_YOUR OBJECTIVE_
Copy every line of the data in which the word "components" occurs.

<<<<

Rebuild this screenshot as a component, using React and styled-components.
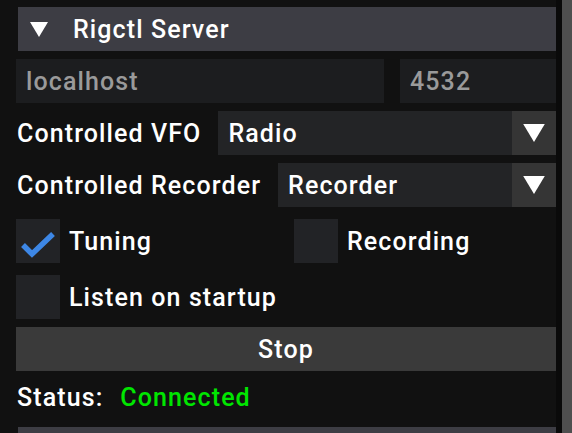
import React from 'react';
import styled, { createGlobalStyle } from 'styled-components';

const GlobalStyle = createGlobalStyle`
  html, body {
    margin: 0;
    padding: 0;
    background: #111111;
    overflow: hidden;
  }
  body {
    font-family: Roboto, "Liberation Sans", sans-serif;
    font-size: 25px;
    font-weight: 500;
    letter-spacing: 1.1px;
    color: #ffffff;
  }
`;

const Window = styled.div`
  display: flex;
  width: 572px;
  height: 433px;
  overflow: hidden;
`;

const Panel = styled.div`
  flex: 1;
  display: flex;
  flex-direction: column;
  gap: 8px;
  padding: 7px 0 0 16px;
  min-width: 0;

  & > * {
    flex-shrink: 0;
  }
`;

const Gutter = styled.div`
  width: 6px;
  background: #0a0a0a;
`;

const Scrollbar = styled.div`
  width: 10px;
  background: #4f4f4f;
`;

const Header = styled.div`
  display: flex;
  align-items: center;
  height: 44px;
  margin-left: 2px;
  padding-left: 12px;
  gap: 25px;
  background: #3d3d44;
`;

const Frame = styled.div`
  display: flex;
  align-items: center;
  height: 44px;
  padding-left: 10px;
  background: #1c1d1f;
  color: ${({ $muted }) => ($muted ? '#9a9a9a' : '#ffffff')};
  white-space: nowrap;
`;

const InputRow = styled.div`
  display: grid;
  grid-template-columns: 1fr 156px;
  gap: 16px;
`;

const FieldRow = styled.div`
  display: flex;
  align-items: center;
  gap: 17px;
`;

const Label = styled.span`
  padding-left: 1px;
  white-space: nowrap;
`;

const Combo = styled.div`
  flex: 1;
  display: flex;
  height: 44px;
  background: #232426;
`;

const ComboValue = styled.div`
  flex: 1;
  display: flex;
  align-items: center;
  padding-left: 10px;
`;

const ArrowButton = styled.div`
  width: 44px;
  display: flex;
  align-items: center;
  justify-content: center;
  background: #353535;
`;

const CheckRow = styled.div`
  display: grid;
  grid-template-columns: 278px 1fr;
  margin-top: ${({ $top }) => $top || 0}px;
`;

const CheckItem = styled.div`
  display: flex;
  align-items: center;
  gap: 9px;
`;

const Box = styled.div`
  width: 44px;
  height: 44px;
  background: #222326;
  display: flex;
  align-items: center;
  justify-content: center;
`;

const Button = styled.div`
  height: 44px;
  display: flex;
  align-items: center;
  justify-content: center;
  background: #3a3a3a;
`;

const StatusLine = styled.div`
  display: flex;
  align-items: center;
  height: 36px;
  padding-left: 1px;
  gap: 17px;
`;

const Connected = styled.span`
  color: #00e600;
`;

const NextHeader = styled.div`
  height: 10px;
  margin-left: 2px;
  margin-top: 4px;
  background: #3d3d44;
`;

const Arrow = ({ w = 18, h = 15 }) => (
  <svg width={w} height={h} viewBox="0 0 18 15">
    <polygon points="0,0 18,0 9,15" fill="#ffffff" />
  </svg>
);

const Check = () => (
  <svg width="44" height="44" viewBox="0 0 44 44">
    <polyline points="7,26 16,35 37,15" fill="none" stroke="#3d87e6" strokeWidth="5.5" />
  </svg>
);

export default function App() {
  return (
    <>
      <GlobalStyle />
      <Window>
        <Panel>
          <Header>
            <Arrow />
            <span>Rigctl Server</span>
          </Header>
          <InputRow>
            <Frame $muted>localhost</Frame>
            <Frame $muted>4532</Frame>
          </InputRow>
          <FieldRow>
            <Label>Controlled VFO</Label>
            <Combo>
              <ComboValue>Radio</ComboValue>
              <ArrowButton><Arrow w={22} h={18} /></ArrowButton>
            </Combo>
          </FieldRow>
          <FieldRow>
            <Label>Controlled Recorder</Label>
            <Combo>
              <ComboValue>Recorder</ComboValue>
              <ArrowButton><Arrow w={22} h={18} /></ArrowButton>
            </Combo>
          </FieldRow>
          <CheckRow $top={4}>
            <CheckItem>
              <Box><Check /></Box>
              <span>Tuning</span>
            </CheckItem>
            <CheckItem>
              <Box />
              <span>Recording</span>
            </CheckItem>
          </CheckRow>
          <CheckRow $top={4}>
            <CheckItem>
              <Box />
              <span>Listen on startup</span>
            </CheckItem>
          </CheckRow>
          <Button>Stop</Button>
          <StatusLine>
            <span>Status:</span>
            <Connected>Connected</Connected>
          </StatusLine>
          <NextHeader />
        </Panel>
        <Gutter />
        <Scrollbar />
      </Window>
    </>
  );
}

>>>>

_ANSWER FOR THE TASK_
Rebuild this screenshot as a component, using React and styled-components.
import styled, { createGlobalStyle } from 'styled-components';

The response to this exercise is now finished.